→ **GIVEN PROBLEM**
Copy out each line containing "screenshot" from the entries below.

BEGIN SUPPLIED MATERIAL

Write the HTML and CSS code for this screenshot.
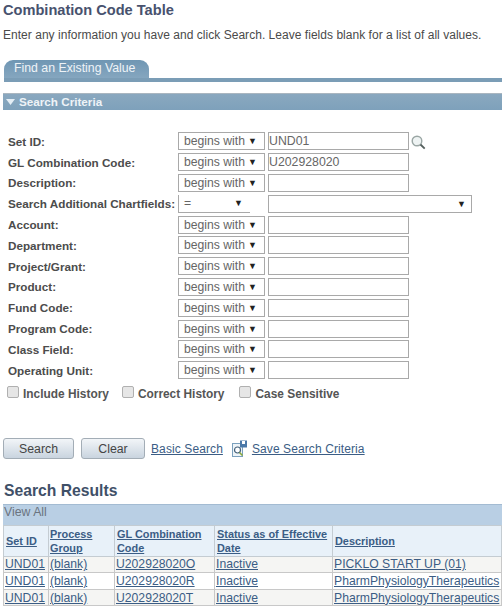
FILE: index.html
```html
<!DOCTYPE html>
<html lang="en">
<head>
    <meta charset="UTF-8">
    <title>Combination Code Table</title>
    <link rel="stylesheet" href="styles.css">
</head>
<body>
    <h1 class="page-title">Combination Code Table</h1>
    <p class="page-hint">Enter any information you have and click Search. Leave fields blank for a list of all values.</p>

    <div class="tab-strip">
        <div class="tab">Find an Existing Value</div>
    </div>

    <div class="section-bar">
        <svg class="section-arrow" width="9" height="6" viewBox="0 0 9 6"><path d="M0 0h9L4.5 6z" fill="#e4eef5"/></svg>
        Search Criteria
    </div>

    <div class="criteria">
        <div class="row">
            <label>Set ID:</label>
            <div class="select"><span>begins with</span><i>▼</i></div>
            <div class="input">UND01</div>
            <svg class="lookup" width="15" height="15" viewBox="0 0 15 15">
                <circle cx="6" cy="6" r="4.8" fill="#eef3f3" stroke="#9aa6a4" stroke-width="1.4"/>
                <path d="M9.5 9.5l4.2 4.2" stroke="#55605e" stroke-width="1.8"/>
            </svg>
        </div>
        <div class="row">
            <label>GL Combination Code:</label>
            <div class="select"><span>begins with</span><i>▼</i></div>
            <div class="input">U202928020</div>
        </div>
        <div class="row">
            <label>Description:</label>
            <div class="select"><span>begins with</span><i>▼</i></div>
            <div class="input"></div>
        </div>
        <div class="row">
            <label>Search Additional Chartfields:</label>
            <div class="select select-bare"><span>=</span><i>▼</i></div>
            <div class="input input-wide"><i>▼</i></div>
        </div>
        <div class="row">
            <label>Account:</label>
            <div class="select"><span>begins with</span><i>▼</i></div>
            <div class="input"></div>
        </div>
        <div class="row">
            <label>Department:</label>
            <div class="select"><span>begins with</span><i>▼</i></div>
            <div class="input"></div>
        </div>
        <div class="row">
            <label>Project/Grant:</label>
            <div class="select"><span>begins with</span><i>▼</i></div>
            <div class="input"></div>
        </div>
        <div class="row">
            <label>Product:</label>
            <div class="select"><span>begins with</span><i>▼</i></div>
            <div class="input"></div>
        </div>
        <div class="row">
            <label>Fund Code:</label>
            <div class="select"><span>begins with</span><i>▼</i></div>
            <div class="input"></div>
        </div>
        <div class="row">
            <label>Program Code:</label>
            <div class="select"><span>begins with</span><i>▼</i></div>
            <div class="input"></div>
        </div>
        <div class="row">
            <label>Class Field:</label>
            <div class="select"><span>begins with</span><i>▼</i></div>
            <div class="input"></div>
        </div>
        <div class="row">
            <label>Operating Unit:</label>
            <div class="select"><span>begins with</span><i>▼</i></div>
            <div class="input"></div>
        </div>
    </div>

    <div class="checks">
        <div class="check"><span class="box"></span>Include History</div>
        <div class="check"><span class="box"></span>Correct History</div>
        <div class="check"><span class="box"></span>Case Sensitive</div>
    </div>

    <div class="actions">
        <button class="btn">Search</button>
        <button class="btn">Clear</button>
        <a class="link">Basic Search</a>
        <svg class="save-icon" width="16" height="17" viewBox="0 0 16 17">
            <rect x="0.5" y="3.5" width="10" height="13" fill="#eef4f8" stroke="#7ba0bd"/>
            <rect x="8" y="0.5" width="7" height="7" fill="#4a78a8"/>
            <rect x="10" y="1" width="3" height="3" fill="#fff"/>
            <circle cx="5.5" cy="10" r="3" fill="#fff" stroke="#44607a" stroke-width="1.2"/>
            <path d="M7.5 12.5l3 3" stroke="#8aa83c" stroke-width="1.6"/>
        </svg>
        <a class="link">Save Search Criteria</a>
    </div>

    <h2 class="results-title">Search Results</h2>
    <div class="view-all">View All</div>
    <table class="results">
        <tr>
            <th class="col-set"><a>Set ID</a></th>
            <th class="col-group"><a>Process Group</a></th>
            <th class="col-code"><a>GL Combination Code</a></th>
            <th class="col-status"><a>Status as of Effective Date</a></th>
            <th><a>Description</a></th>
        </tr>
        <tr>
            <td><a>UND01</a></td>
            <td><a>(blank)</a></td>
            <td><a>U202928020O</a></td>
            <td><a>Inactive</a></td>
            <td><a>PICKLO START UP (01)</a></td>
        </tr>
        <tr>
            <td><a>UND01</a></td>
            <td><a>(blank)</a></td>
            <td><a>U202928020R</a></td>
            <td><a>Inactive</a></td>
            <td><a>PharmPhysiologyTherapeutics</a></td>
        </tr>
        <tr>
            <td><a>UND01</a></td>
            <td><a>(blank)</a></td>
            <td><a>U202928020T</a></td>
            <td><a>Inactive</a></td>
            <td><a>PharmPhysiologyTherapeutics</a></td>
        </tr>
    </table>
</body>
</html>
```

FILE: styles.css
```css
html, body {
    overflow: hidden;
}

body {
    margin: 0;
    height: 614px;
    background: #fff;
    color: #444;
    font-family: 'Liberation Sans', Arial, sans-serif;
    font-size: 12px;
}

.page-title {
    margin: 0;
    padding: 1px 0 0 3px;
    height: 18px;
    font-size: 14.6px;
    line-height: 18px;
    font-weight: bold;
    color: #48526e;
}

.page-hint {
    margin: 8px 0 0 3px;
    height: 16px;
    line-height: 17px;
    letter-spacing: 0.03px;
    color: #4a4a4a;
}

.tab-strip {
    margin-top: 17px;
    margin-left: 4px;
    height: 18px;
    border-bottom: 4px solid #7b9db6;
}

.tab {
    width: 135px;
    height: 18px;
    padding-left: 10px;
    line-height: 17px;
    font-size: 12.3px;
    color: #eef3f7;
    background: linear-gradient(#6f96b3, #85a6bf);
    border-radius: 9px 9px 0 0;
}

.section-bar {
    display: flex;
    align-items: center;
    gap: 4px;
    margin-top: 11px;
    margin-left: 3px;
    height: 15px;
    padding: 0 0 1px 3px;
    font-size: 11.7px;
    font-weight: bold;
    color: #eef3f7;
    background: linear-gradient(#8aa8bf, #7ea1bb);
    border-top: 1px solid #aab6c0;
}

.criteria {
    margin-top: 21px;
}

.row {
    display: flex;
    align-items: center;
    height: 20.8px;
}

.row label {
    width: 178px;
    padding-left: 8px;
    box-sizing: border-box;
    font-size: 11.7px;
    font-weight: bold;
    white-space: nowrap;
    color: #4c4c4c;
}

.select {
    display: flex;
    justify-content: space-between;
    align-items: center;
    box-sizing: border-box;
    width: 87px;
    height: 18px;
    padding: 0 7px 0 5px;
    font-size: 12.2px;
    border: 1px solid #a9a9a9;
    color: #666;
}

.select i, .input i {
    font-style: normal;
    font-size: 9px;
    color: #222;
}

.select-bare {
    width: 72px;
    border-width: 0 0 1px 1px;
}

.input {
    box-sizing: border-box;
    width: 141px;
    height: 18px;
    margin-left: 3px;
    padding-left: 0;
    line-height: 16px;
    font-size: 12.3px;
    border: 1px solid #a9a9a9;
    color: #666;
}

.input-wide {
    display: flex;
    justify-content: flex-end;
    align-items: center;
    width: 204px;
    margin-left: 18px;
    padding-right: 5px;
}

.lookup {
    margin-left: 2px;
    margin-top: 3px;
}

.checks {
    display: flex;
    margin-top: 3px;
    padding-left: 7px;
    height: 20px;
    gap: 13px;
    font-size: 11.9px;
    font-weight: bold;
    color: #555;
}

.check {
    display: flex;
    align-items: center;
}

.check:last-child {
    margin-left: 2px;
}

.box {
    box-sizing: border-box;
    width: 12px;
    height: 12px;
    margin-right: 4px;
    margin-top: -3px;
    border: 1px solid #b0b0b0;
    border-radius: 2px;
    background: #e6e6e6;
}

.actions {
    display: flex;
    align-items: center;
    margin-top: 34px;
    padding-left: 3px;
    height: 22px;
}

.btn {
    width: 71px;
    height: 21px;
    margin-right: 7px;
    padding: 0;
    font-family: inherit;
    font-size: 12.3px;
    color: #444;
    background: linear-gradient(#f2f5f8, #c9d4df);
    border: 1px solid #a3adb6;
    border-radius: 3px;
}

.btn + .btn {
    width: 64px;
    margin-right: 6px;
}

.link, a {
    color: #3b5d85;
    text-decoration: underline;
}

.actions .link {
    letter-spacing: 0.1px;
}

.save-icon {
    margin: 0 4px 0 9px;
}

.results-title {
    margin: 22px 0 0 4px;
    height: 18px;
    font-size: 15.7px;
    line-height: 18px;
    color: #3f5068;
}

.view-all {
    margin: 4px 0 0 3px;
    height: 20px;
    padding-left: 1px;
    line-height: 15px;
    font-size: 12.3px;
    color: #6b7480;
    background: #b9cfe4;
    border-top: 1px solid #a3bbd2;
}

.results {
    margin-left: 3px;
    width: 499px;
    table-layout: fixed;
    border-collapse: collapse;
    font-size: 12.2px;
}

.results th {
    box-sizing: border-box;
    height: 31px;
    padding: 0 2px;
    text-align: left;
    line-height: 14px;
    font-size: 10.9px;
    font-weight: bold;
    background: #e8f1f9;
    border: 1px solid #c4ccd2;
}

.results td {
    height: 15.6px;
    padding: 0 0 0 1px;
    white-space: nowrap;
    overflow: hidden;
    line-height: 14px;
    border: 1px solid #c8c8c8;
    background: #f5f5f3;
}

.results tr:nth-child(3) td {
    background: #fff;
}

.col-set { width: 45px; }
.results .col-group { width: 66px; padding-left: 1px; }
.col-code { width: 100px; }
.col-status { width: 118px; }
```
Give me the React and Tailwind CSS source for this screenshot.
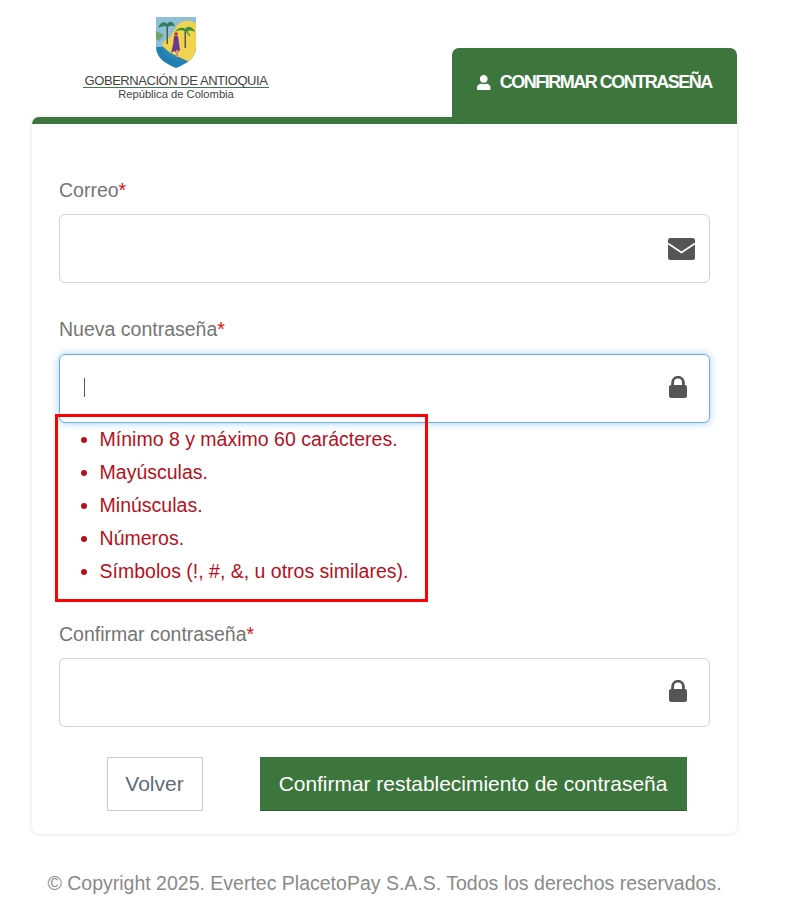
import React from "react";
import { FaUser } from "react-icons/fa";

function Shield() {
  return (
    <svg width="40" height="51" viewBox="0 0 40 51" className="block">
      <defs>
        <clipPath id="shield-clip">
          <path d="M0 0H40V30C40 41 30 47 20 51C10 47 0 41 0 30Z" />
        </clipPath>
      </defs>
      <g clipPath="url(#shield-clip)">
        <rect width="40" height="51" fill="#1f7fb0" />
        <rect width="40" height="30" fill="#8fbfd9" />
        <path d="M0 14C3 15 6 17 8 18L3 24L0 22Z" fill="#6fa56a" />
        <path d="M19 12C22 4 34 1 40 7V36L33 45L14 36L6 29L6 26L14 20Z" fill="#f0d450" />
        <path d="M6 29L14 36L33 45L32 47L12 40L5 32Z" fill="#2a86b4" />
        <rect x="10.5" y="8" width="1.5" height="19" fill="#55603a" />
        <path d="M2 11C4 5 9 4 11 7C14 3 18 5 19 10C16 8 14 9 12 10C10 9 6 9 2 11Z" fill="#2f7f5f" />
        <rect x="28.5" y="13" width="1.5" height="18" fill="#5d5a35" />
        <path d="M19 15C22 10 27 10 29 12C32 8 37 10 39 15C36 13 33 13 31 15C34 16 34 18 34 20C32 17 30 15 29 14C26 13 22 13 19 15Z" fill="#3b8f3b" />
        <circle cx="20" cy="17" r="1.8" fill="#b83232" />
        <path d="M18 19H22L23 26L24 33L21 36L18 34L15 36L17 28Z" fill="#6a3a93" />
        <path d="M20 33H22L22 40H20Z" fill="#d98f7a" />
      </g>
    </svg>
  );
}

function Lock() {
  return (
    <svg width="18" height="22" viewBox="0 0 18 22" className="block mr-[8px] -mt-[3px]">
      <path d="M3.6 10V6.6a5.4 5.4 0 0 1 10.8 0V10" fill="none" stroke="#555" strokeWidth="2.8" />
      <rect x="0" y="9" width="18" height="13" rx="2" fill="#555" />
    </svg>
  );
}

function Envelope() {
  return (
    <svg width="27" height="22" viewBox="0 0 27 22" className="block">
      <rect width="27" height="22" rx="2.5" fill="#555" />
      <path d="M0 5.5L13.5 14.5L27 5.5" fill="none" stroke="#fff" strokeWidth="1.8" />
    </svg>
  );
}

function Field({ label, icon, focused, mb, labelMb, cursor }) {
  return (
    <div className={mb}>
      <label className={"block text-[19.5px] leading-[26px] text-[#757575] " + (labelMb || "mb-[11px]")}>
        {label}
        <span className="text-[#e01010]">*</span>
      </label>
      <div
        className={
          "flex items-center justify-between h-[69px] rounded-[6px] border bg-white pl-[24px] pr-[14px] " +
          (focused
            ? "border-[#66afe9] shadow-[0_0_8px_rgba(102,175,233,0.6)]"
            : "border-[#d2d2d2]")
        }
      >
        {cursor ? <span className="block w-px h-[19px] -mt-[2px] bg-[#555]" /> : <span />}
        {icon}
      </div>
    </div>
  );
}

const rules = [
  "Mínimo 8 y máximo 60 carácteres.",
  "Mayúsculas.",
  "Minúsculas.",
  "Números.",
  "Símbolos (!, #, &, u otros similares).",
];

export default function App() {
  return (
    <div className="relative w-[805px] h-[912px] bg-white font-['Liberation_Sans',Arial,sans-serif] overflow-hidden">
      <div className="ml-[32px] w-[705px]">
        <header className="flex justify-between items-end h-[117px]">
          <div className="ml-[51px] mb-[16px] w-[186px] flex flex-col items-center self-end">
            <Shield />
            <div className="mt-[6px] w-full border-b border-[#3d7a4e] text-center text-[13px] leading-[13px] tracking-[-0.45px] text-[#444] whitespace-nowrap">
              GOBERNACIÓN DE ANTIOQUIA
            </div>
            <div className="text-[11.2px] leading-[13px] text-[#444]">República de Colombia</div>
          </div>
          <div className="flex items-center justify-center gap-[8px] w-[285px] h-[69px] pt-[1px] pb-[1px] pr-[1px] bg-[#3d763d] rounded-t-[7px] text-white">
            <FaUser className="text-[15.5px]" />
            <span className="text-[18px] font-bold tracking-[-1.5px] whitespace-nowrap">CONFIRMAR CONTRASEÑA</span>
          </div>
        </header>

        <main className="border-t-[7px] border-[#3d763d] rounded-tl-[7px] rounded-b-[8px] bg-white shadow-[0_0_4px_rgba(0,0,0,0.13)] h-[717px] px-[27px] pt-[53px]">
          <Field label="Correo" mb="mb-[33px]" icon={<Envelope />} />
          <Field label="Nueva contraseña" focused cursor mb="" labelMb="mb-[12px]" icon={<Lock />} />
          <ul className="list-disc pl-[40.6px] mb-[23px] text-[19.5px] leading-[33px] text-[#b5101e] h-[175px]">
            {rules.map((r) => (
              <li key={r}>{r}</li>
            ))}
          </ul>
          <Field label="Confirmar contraseña" mb="" icon={<Lock />} />
          <div className="flex justify-center gap-[57px] mt-[30px] pl-[24px]">
            <button className="h-[54px] w-[96px] border border-[#ccc] bg-white text-[21px] text-[#5f6b76]">Volver</button>
            <button className="h-[54px] w-[427px] bg-[#3d763d] border-b border-[#2f5f2f] text-[20.95px] text-white whitespace-nowrap">
              Confirmar restablecimiento de contraseña
            </button>
          </div>
        </main>

        <p className="mt-[36px] -mx-[10px] text-center text-[19.5px] leading-[26px] text-[#8a8a8a] whitespace-nowrap">
          © Copyright 2025. Evertec PlacetoPay S.A.S. Todos los derechos reservados.
        </p>
      </div>
      <div className="absolute left-[55px] top-[414px] w-[373px] h-[188px] border-[3px] border-[#ff0000] pointer-events-none" />
    </div>
  );
}
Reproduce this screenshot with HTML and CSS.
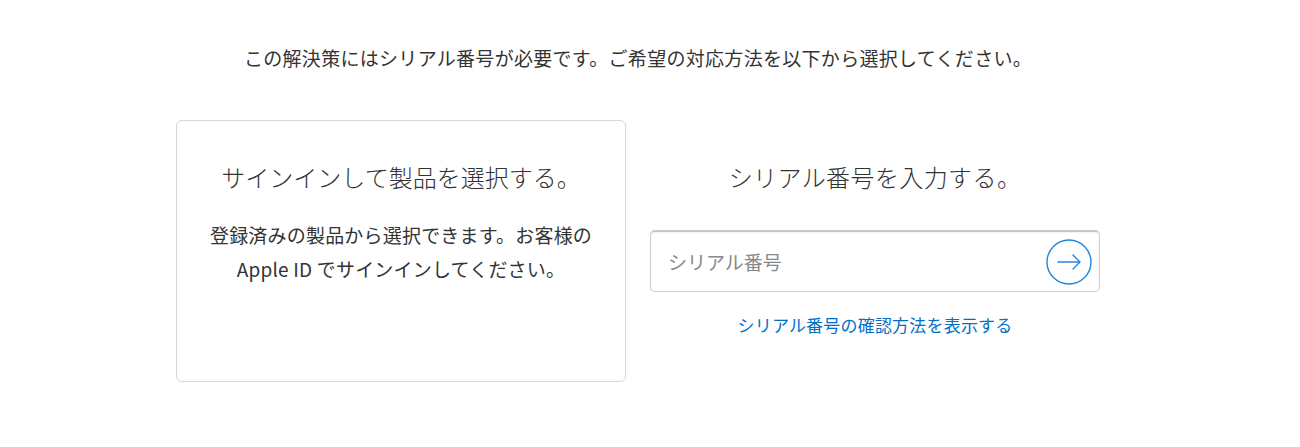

END SUPPLIED MATERIAL

→ **RESULT OF THE EXERCISE**
Write the HTML and CSS code for this screenshot.
Give me the React and Tailwind CSS source for this screenshot.
Reproduce this screenshot with HTML and CSS.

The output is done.